Recent Tendencies in Court Practice

Victor Saribekyan, Ph.D.
Managing Partner
Tax Bureau Nota Bene

The issue of whether the taxpayer may suffer negative tax implications as a result of violations committed by its counterparties was always a cornerstone in administrative and court practice. One of the aspects of this problem is signing of documents issued on behalf of the taxpayer's suppliers by persons other than those whose names are indicated in these documents. This is a quite usual situation for so-called "one-day companies." The main feature of these companies is that their CEOs and shareholders are just nominal persons and the documents provided by these companies are usually signed not by these nominals indicated as the signers but by those who actually manage the company (further referred to as "unidentified persons"). As a consequence, the tax authorities disallow offsetting VAT and deducting expenses supported by the documents signed by these unidentified persons.

The approach of the courts to this position of the tax authorities has changed during the last several years. The most important rules on this issue were stated in Decree No. 53 of the Higher Arbitration Court Plenary Session dated Oct. 12, 2006:

  1. Tax benefits (such as the offset of VAT or deduction of expenses for corporate profit tax purposes) may be disallowed if (a) these benefits are not connected with the taxpayer's real business activities, or (b) transactions are recorded for tax purposes  not in accordance with their real economic substance (Points 3 and 4 of Decree No. 53).
  2. Non-compliance of the tax obligations by the taxpayer's counterparty by itself does not disqualify the tax benefits used by the taxpayer. Tax benefits may be disqualified (considered invalid), provided that the tax authorities prove that the taxpayer acted without necessary prudence and had to be informed about the violations committed by his counterparty (Point 10 of Decree No. 53).

These rules show that the tax benefits may not be disallowed just based on a formal approach to the primary documents: The reality of transactions should be considered. However, the Higher Arbitration Court itself is not consistent in following these rules.

For instance, the question of the possibility to use the tax benefits (such as VAT offset and deduction of expenses) in case the supporting documents were signed by unidentified persons was considered in Decree No. 9299/08 of the Higher Arbitration Court dated Nov. 11, 2008. The court ruled that the tax benefit in this case was invalid. However, it should be noted that this case is not illustrative because the argument that the documents  are signed by the unidentified persons was not the only one; the court also referred to the facts showing that the taxpayer did not carry out real economic activities.  

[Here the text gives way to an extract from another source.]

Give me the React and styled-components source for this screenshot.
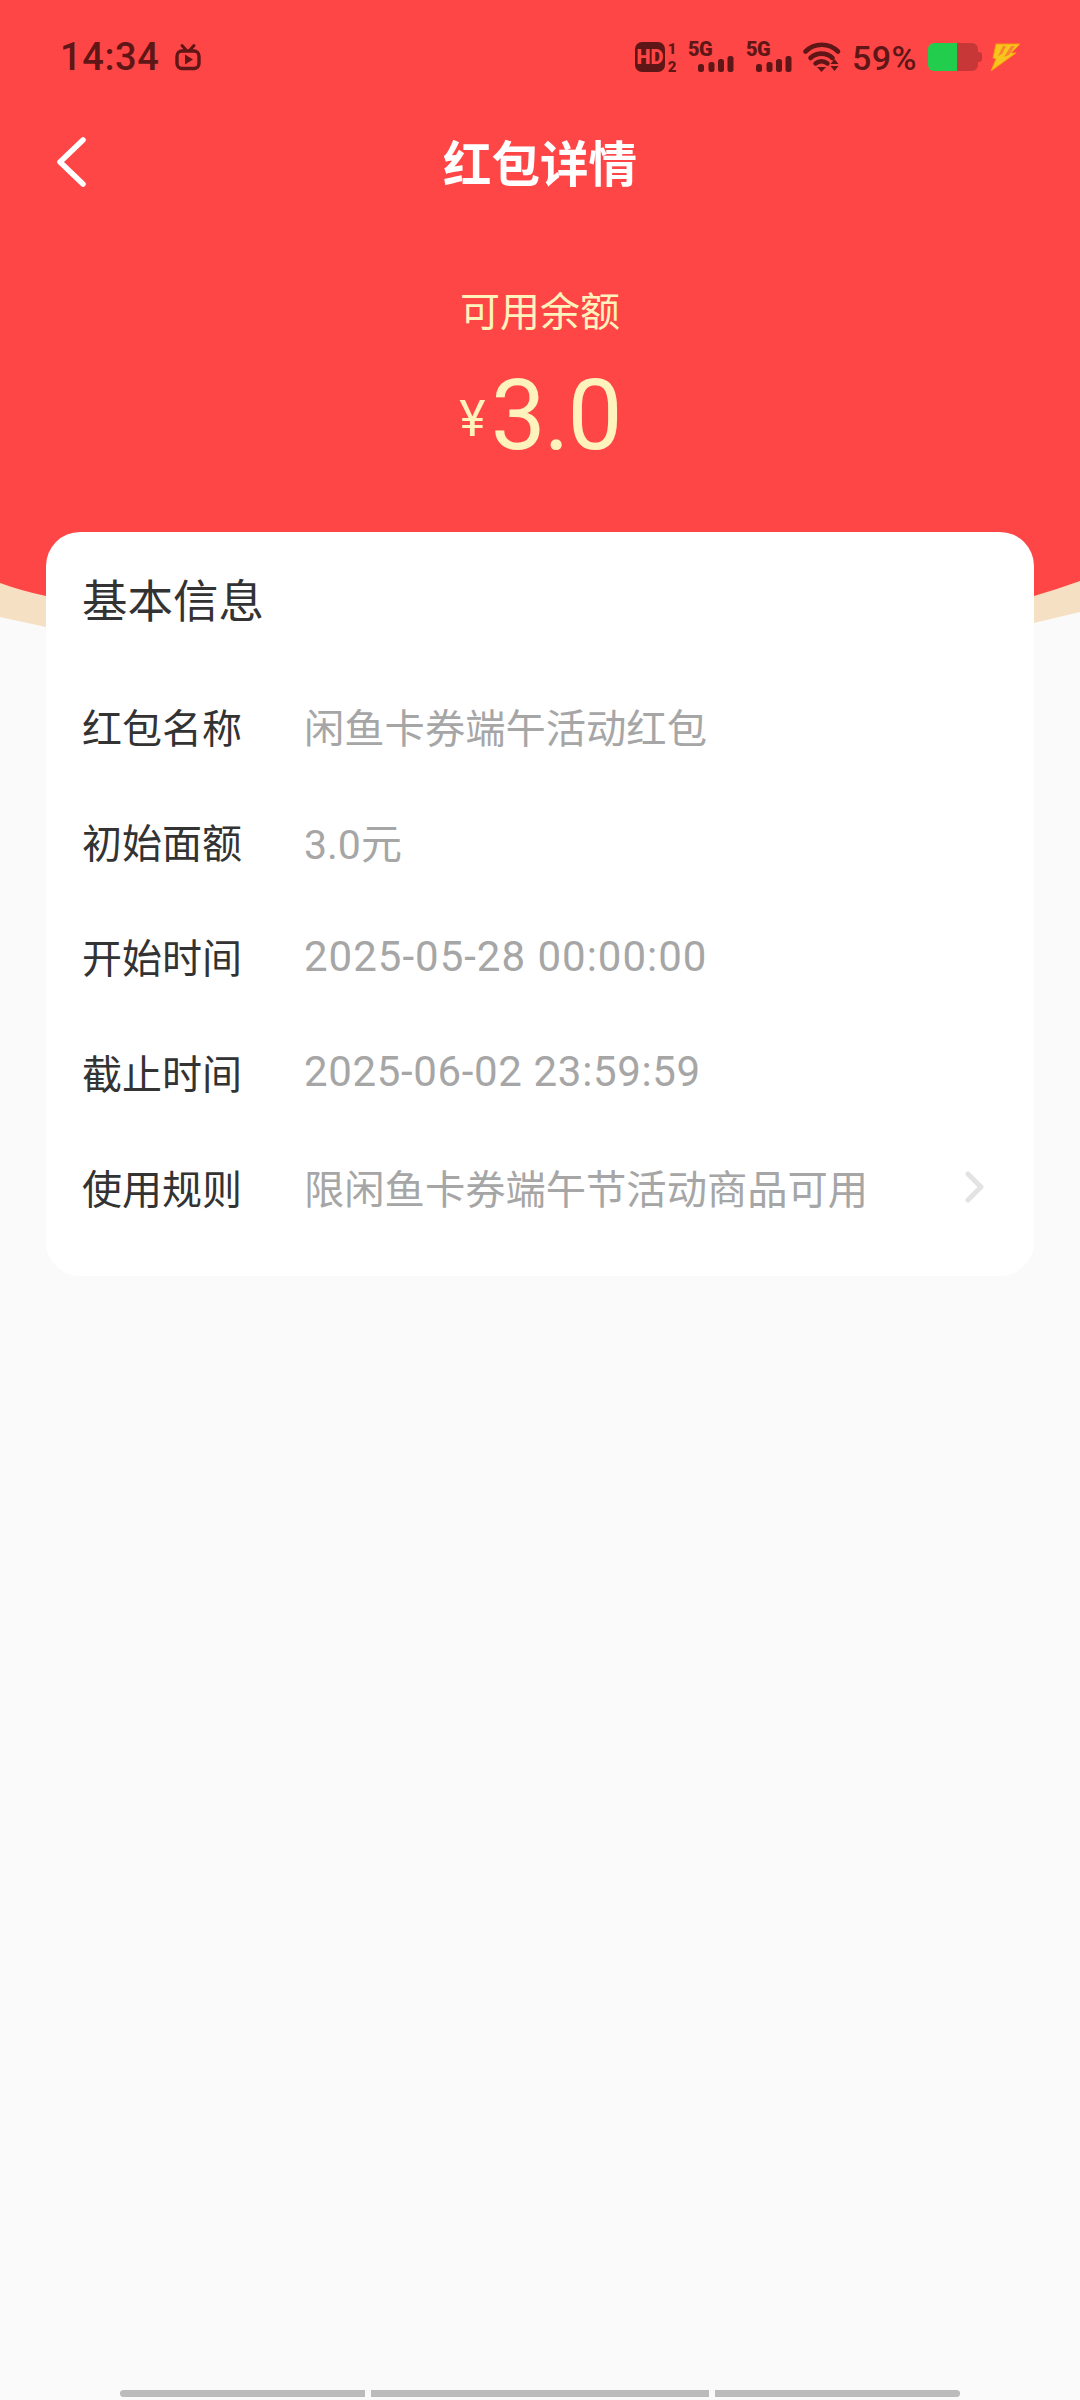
import React from "react";
import styled, { createGlobalStyle } from "styled-components";

const CJK = `"Noto Sans CJK SC", "Roboto", sans-serif`;
const LATIN = `"Roboto", "Noto Sans CJK SC", sans-serif`;
const DARK = "#5e1616";

const Global = createGlobalStyle`
  html, body { margin: 0; padding: 0; background: #fafafa; }
  #root { width: 1080px; }
`;

const Page = styled.div`
  position: relative;
  width: 1080px;
  height: 2400px;
  overflow: hidden;
  display: flex;
  flex-direction: column;
  background: #fafafa;
  font-family: ${CJK};
`;

const Hero = styled.header`
  height: 532px;
  flex: none;
  display: flex;
  flex-direction: column;
  background: #ff4646;
`;

const Wave = styled.svg`
  position: absolute;
  left: 0;
  top: 532px;
  display: block;
`;

const StatusBar = styled.div`
  box-sizing: content-box;
  height: 30px;
  padding: 42px 60px 0 60px;
  display: flex;
  align-items: center;
  color: ${DARK};
`;

const Clock = styled.span`
  font-family: "Roboto", sans-serif;
  font-weight: 500;
  font-size: 38px;
  line-height: 30px;
  letter-spacing: 0.6px;
`;

const Spacer = styled.div`
  flex: 1;
`;

const Percent = styled.span`
  font-family: "Roboto", sans-serif;
  font-weight: 500;
  font-size: 34px;
  line-height: 30px;
  margin: 2px 11px 0 11px;
  letter-spacing: 0.4px;
`;

const StatusIcon = styled.svg`
  display: block;
  flex: none;
  overflow: visible;
  margin-left: ${(p) => p.$ml || 0}px;
`;

const IconText = styled.text`
  font-family: "Roboto", sans-serif;
  font-weight: 900;
  fill: ${(p) => p.$fill || DARK};
`;

const NavBar = styled.nav`
  display: flex;
  align-items: center;
  justify-content: center;
  position: relative;
  height: 60px;
  margin-top: 59px;
`;

const BackIcon = styled.svg`
  position: absolute;
  left: 55px;
  top: 5px;
`;

const Title = styled.h1`
  margin: 0;
  font-size: 48.5px;
  font-weight: 700;
  line-height: 60px;
  color: #fff;
`;

const Balance = styled.div`
  display: flex;
  flex-direction: column;
  align-items: center;
  margin-top: 93px;
  color: #fff3bd;
`;

const BalanceLabel = styled.div`
  font-size: 40px;
  line-height: 50px;
`;

const Amount = styled.div`
  display: flex;
  align-items: center;
  margin-top: 32px;
  line-height: 100px;
  font-family: "Roboto", sans-serif;
`;

const Currency = styled.span`
  font-size: 50px;
  line-height: 50px;
  margin: 6px 5px 0 0;
`;

const AmountValue = styled.span`
  font-size: 98px;
  font-weight: 400;
  letter-spacing: -2px;
`;

const Card = styled.section`
  position: relative;
  flex: none;
  box-sizing: border-box;
  width: 988px;
  height: 744px;
  margin: 0 46px;
  padding: 32px 36px 0;
  background: #fff;
  border-radius: 34px;
`;

const CardTitle = styled.h2`
  margin: 0 0 36px;
  font-size: 45.5px;
  font-weight: 400;
  line-height: 68px;
  color: #333;
`;

const Row = styled.div`
  display: flex;
  align-items: center;
  height: 115.3px;
  font-size: 40px;
`;

const Label = styled.span`
  width: 222px;
  flex: none;
  color: #333;
`;

const Value = styled.span`
  flex: 1;
  color: #a6a6a6;
  white-space: nowrap;
  font-family: ${(p) => (p.$kind === "cjk" ? CJK : LATIN)};
  font-size: ${(p) => (p.$kind === "date" ? 42 : p.$kind === "amount" ? 41 : 40.3)}px;
  letter-spacing: ${(p) => p.$tracking || 0}px;
`;

const Chevron = styled.svg`
  flex: none;
  margin-right: 12px;
`;

const GestureBar = styled.div`
  display: flex;
  gap: 6px;
  margin: auto 120px 3px;
`;

const Segment = styled.div`
  height: 7px;
  flex: ${(p) => p.$grow} 0 0;
  background: #bbbbbb;
  border-radius: ${(p) => p.$radius};
`;

const Tv = () => (
  <StatusIcon $ml={16} width="26" height="26" viewBox="0 0 26 26">
    <path d="M7 1.5 L11 6 M19 1.5 L15 6" stroke={DARK} strokeWidth="3" strokeLinecap="round" fill="none" />
    <rect x="2" y="7" width="22" height="17.5" rx="5" fill="none" stroke={DARK} strokeWidth="3.4" />
    <path d="M10 10.5 L18 15.5 L10 20.5 Z" fill={DARK} />
  </StatusIcon>
);

const Hd = () => (
  <StatusIcon width="44" height="32" viewBox="0 0 44 32">
    <rect x="0" y="1" width="30" height="30" rx="7" fill={DARK} />
    <IconText x="15" y="23" textAnchor="middle" fontSize="20" $fill="#ff4646">HD</IconText>
    <IconText x="37" y="13" textAnchor="middle" fontSize="15">1</IconText>
    <IconText x="37" y="31" textAnchor="middle" fontSize="15">2</IconText>
  </StatusIcon>
);

const Signal = ({ ml }) => (
  <StatusIcon $ml={ml} width="46" height="32" viewBox="0 0 46 32">
    <IconText x="0" y="15" fontSize="20" letterSpacing="-0.5">5G</IconText>
    {[
      [10, 8],
      [20.5, 10],
      [30, 13],
      [39.5, 16],
    ].map(([x, h]) => (
      <rect key={x} x={x} y={31 - h} width="6" height={h} rx="2.5" fill={DARK} />
    ))}
  </StatusIcon>
);

const Wifi = () => (
  <StatusIcon $ml={11} width="38" height="30" viewBox="0 0 38 30">
    <path d="M2.5 9.5 A 23 23 0 0 1 35 9.5" fill="none" stroke={DARK} strokeWidth="4.6" strokeLinecap="round" />
    <path d="M7.5 16 A 16 16 0 0 1 29.5 16" fill="none" stroke={DARK} strokeWidth="4.6" strokeLinecap="round" />
    <path d="M12.5 21.5 A 9 9 0 0 1 24.5 21.5" fill="none" stroke={DARK} strokeWidth="4.4" strokeLinecap="round" />
    <path d="M14 25 L23 25 L18.5 30 Z" fill={DARK} />
    <path d="M31.5 17 L35.5 22 L27.5 22 Z M27.5 24 L35.5 24 L31.5 29 Z" fill={DARK} />
  </StatusIcon>
);

const Battery = () => (
  <StatusIcon width="54" height="28" viewBox="0 0 54 28">
    <path d="M29 0 H44 a6 6 0 0 1 6 6 V9 h1 a3 3 0 0 1 3 3 v4 a3 3 0 0 1 -3 3 h-1 V22 a6 6 0 0 1 -6 6 H29 Z" fill="#c73737" />
    <path d="M6 0 H29 V28 H6 a6 6 0 0 1 -6 -6 V6 a6 6 0 0 1 6 -6 Z" fill="#22cc4c" />
  </StatusIcon>
);

const Bolt = () => (
  <StatusIcon $ml={8} width="30" height="28" viewBox="0 0 30 28">
    <path d="M6 1 H30 L21 10 L26 10 L1 28 L6 16 L3 15 Z" fill="#f7c51c" stroke="#f59a0c" strokeWidth="1" strokeLinejoin="round" />
    <path d="M13 3 L8 13 L12 11 L16 3 Z M21 3 L14 14 L19 12 L25 3 Z" fill="#ff6a3a" opacity="0.75" />
  </StatusIcon>
);

const rows = [
  { label: "红包名称", value: "闲鱼卡券端午活动红包", kind: "cjk" },
  { label: "初始面额", value: "3.0元", kind: "amount" },
  { label: "开始时间", value: "2025-05-28 00:00:00", kind: "date", tracking: 1 },
  { label: "截止时间", value: "2025-06-02 23:59:59", kind: "date", tracking: 0.65 },
  { label: "使用规则", value: "限闲鱼卡券端午节活动商品可用", kind: "cjk", more: true },
];

export default function App() {
  return (
    <Page>
      <Global />
      <Hero>
        <StatusBar>
          <Clock>14:34</Clock>
          <Tv />
          <Spacer />
          <Hd />
          <Signal ml={9} />
          <Signal ml={12} />
          <Wifi />
          <Percent>59%</Percent>
          <Battery />
          <Bolt />
        </StatusBar>
        <NavBar>
          <BackIcon width="34" height="52" viewBox="0 0 34 52">
            <path d="M28 4 L5 26 L28 48" fill="none" stroke="#fff" strokeWidth="5.5" strokeLinecap="round" strokeLinejoin="round" />
          </BackIcon>
          <Title>红包详情</Title>
        </NavBar>
        <Balance>
          <BalanceLabel>可用余额</BalanceLabel>
          <Amount>
            <Currency>¥</Currency>
            <AmountValue>3.0</AmountValue>
          </Amount>
        </Balance>
      </Hero>
      <Wave width="1080" height="100" viewBox="0 532 1080 100">
        <path d="M0 532 H1080 V612 L1034 623 H46 V627 L0 617 Z" fill="#f5e0c3" />
        <path d="M0 532 H1080 V581 Q1058 589 1034 596 H46 Q22 591 0 583 Z" fill="#ff4646" />
      </Wave>
      <Card>
        <CardTitle>基本信息</CardTitle>
        {rows.map((r) => (
          <Row key={r.label}>
            <Label>{r.label}</Label>
            <Value $kind={r.kind} $tracking={r.tracking}>{r.value}</Value>
            {r.more && (
              <Chevron width="22" height="32" viewBox="0 0 22 32">
                <path d="M4 3 L17 16 L4 29" fill="none" stroke="#e3e3e3" strokeWidth="5" strokeLinecap="round" strokeLinejoin="round" />
              </Chevron>
            )}
          </Row>
        ))}
      </Card>
      <GestureBar>
        <Segment $grow={245} $radius="4px 0 0 4px" />
        <Segment $grow={338} $radius="0" />
        <Segment $grow={245} $radius="0 4px 4px 0" />
      </GestureBar>
    </Page>
  );
}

In 2010, the Higher Arbitration Court ruled that incorrect information in the documents may not lead to disqualification of the tax benefits unless the tax authorities proved that the transactions recorded for the tax purposes had no economic substance or the taxpayer was informed or had to be informed that its supplier provided incorrect information in the documents (Decree No. 18162/09 dated April 20, 2010, and Decree No. 15574/09 dated March 9, 2010).

However, again in 2011 the Higher Arbitration Court ruled that "the documents executed on behalf of the unidentified legal entity may not serve as a ground for the deduction of expenses and offset of the VAT." Thus, the court neglected the fundamental ideas laid down in Decree No. 53.

We believe that the tax authorities' position does not comply with the current tax law as the law does not vest the taxpayer with the obligation to verify authenticity of signatures on the primary documents and VAT invoices.

Tax law is based on the principle of the economical grounds of taxes (Article 3.3 of the Tax Code). This is the reason why Decree No. 53 says the tax benefits may be considered invalid in case they are not connected with real economic activities of the taxpayer. Consequently, we may conclude that unless the signing of documents on behalf of the suppliers by unidentified persons disposes the fact of real business transactions supported by these documents or proves that the taxpayer was informed about the violations committed by its supplier, the tax benefits cannot be disqualified (considered invalid). Unfortunately, as illustrated above, the court practice is still contradictory and the Higher Arbitration Court itself does not always follow these rules.